I've not shot this in 35mm yet, sorry.
It's a C-41 colour negative film, which means you can get it processed just about anywhere you can get colour negative films developed, unlike real silver halide black-and-white film; on the other hand, with the nasty chemicals and temperature regulation that C-41 requires, it means you probably don't want to do it at home, unlike real black-and-white film. (On the third hand, Steven Schaub of has processed Kodak's BW400CN in the Caffenol process; I dare say this will work fine for Neopan 400CN, and doesn't require particularly nasty chemicals, either.)
Developing is one thing, but scanning is another. The negatives have a slightly red-purple tint about them, rather than the orange base of Kodak BW400CN. Beware: this might send certain minilabs beserk. My lab hinted that 400CN doesn't play nicely with their ICE (dust removal) on their Agfa d-lab scanner; it has to be scanned as a black-and-white film to work right, which automatically disables ICE (because real silver-halide black-and-white negatives contain silver particles that reflect the infrared light used for dust detection just like dust particles do). This isn't any problem to spot out in post.
Caidoz, III. Kiev 88 and Arsat 80mm f/2.8 at f/4, Fuji Neopan 400CN.
How Neopan 400CN will depend far more on your scanning and/or printing than it will on the film itself. See this. With that said, I like it. Contrast is rather pleasant; not too punchy, not washed-out as my BW400CN scans tend to look (this could have more to do with my lab's scanning than the film itself). Grain is nice, too, to my eye. Not super-clean, even at sensible enlargements from 120 format film out of my Kiev; For the emulsion-peepers, here's a straight-from-the-scanner snapshot in 120 format:
Caidoz again with the face-eating, beaten-up digital SLR from hell.
And a 100% crop from the 2000x2000 scan:
Enormous. Fuji say it can be shot at anything from ASA 100 (2 stops overexposure from 400) to ASA 800 (1 stop underexposed). This is a typical conservative manufacturer rating for exposure latitude; the real latitude is far higher than this, I suspect. Put another way, all the shots I have here were made by trusting my Kiev 88's crappy TTL metering finder, which is roughly as accurate as sunny-16 guesswork. Even then I know I totally screwed up the exposure on one of them by forgetting to stop down for the shot, and it was nothing that didn't come out in the wash during scanning or printing.
Caidoz, IV. Kiev 88 and Mir-26b 45mm f/3.5 at f/4, Fuji Neopan 400CN, darkened slightly from original scan.
Fuji don't give any give any reciprocity data for the film, so I'll presume its reciprocity characteristics are somewhat similar to the XP2 on which it's based.

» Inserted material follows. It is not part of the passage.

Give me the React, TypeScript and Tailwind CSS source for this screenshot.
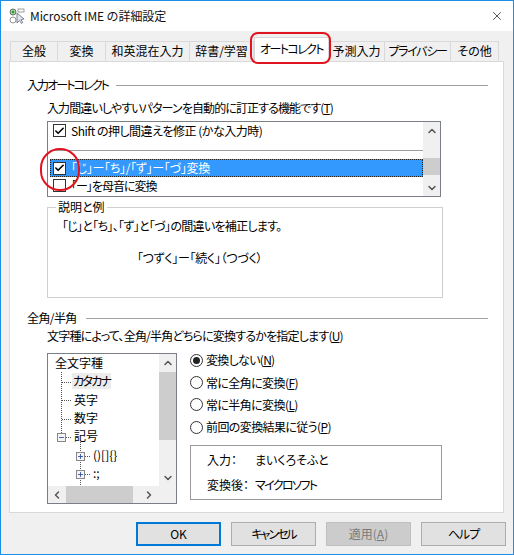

For shooting in daytime, you're golden (there are no issues at speeds of 1 second or faster). For you night shooters, here's Ilford's curve for XP2:
This isn't too hot; it shows that a metered speed of 10 seconds will more-or-less require a 30 second exposure, which is the maximum which most common electronic SLRs will be able to time out automatically. You'll need a cable release and a Bulb mode to get longer exposures than this. That and its even more extreme compensation required for longer exposures means this probably isn't a film for astrophotographers or those that like shooting in the middle of nowhere at night with no light at all, for all I know.
This will be fine for urban night shots, though, if you can tolerate the slightly longer exposures. If I had thought to test this out, I'd have used f/8 at about 8 seconds for a brightly-lit street scene, f/8 at 5 seconds for a dimly-lit street scene, and maybe f/4 or f/5.6 at 5 seconds for distant lit buildings in the dark. 400CN's exposure latitude will probably take care of any gross exposure errors I've made while guessing this off the top of my head just now.
So there are my early experiments with 400CN, which I think came out rather well; perhaps slightly less punchy than XP2 and a bit more so Kodak BW400CN. On the other hand, I seem to find far less difference between C-41 process black-and-white films than other people on the Internet manage (honestly, I wonder how many of them could tell the difference between them with identical subjects, identical exposures and identical scanning settings). In fact, any variation in scanning will probably wipe out any differences between them, other than the perhaps-slightly-finer-grain of BW400CN. I wouldn't hesitate to shoot any of the other two instead of Neopan 400CN if I found some of the former going really cheap.
With that said, I love the look of Neopan 400CN and it currently sells for a few quid less than XP2 in medium format, so I'm going to shoot more of it in future.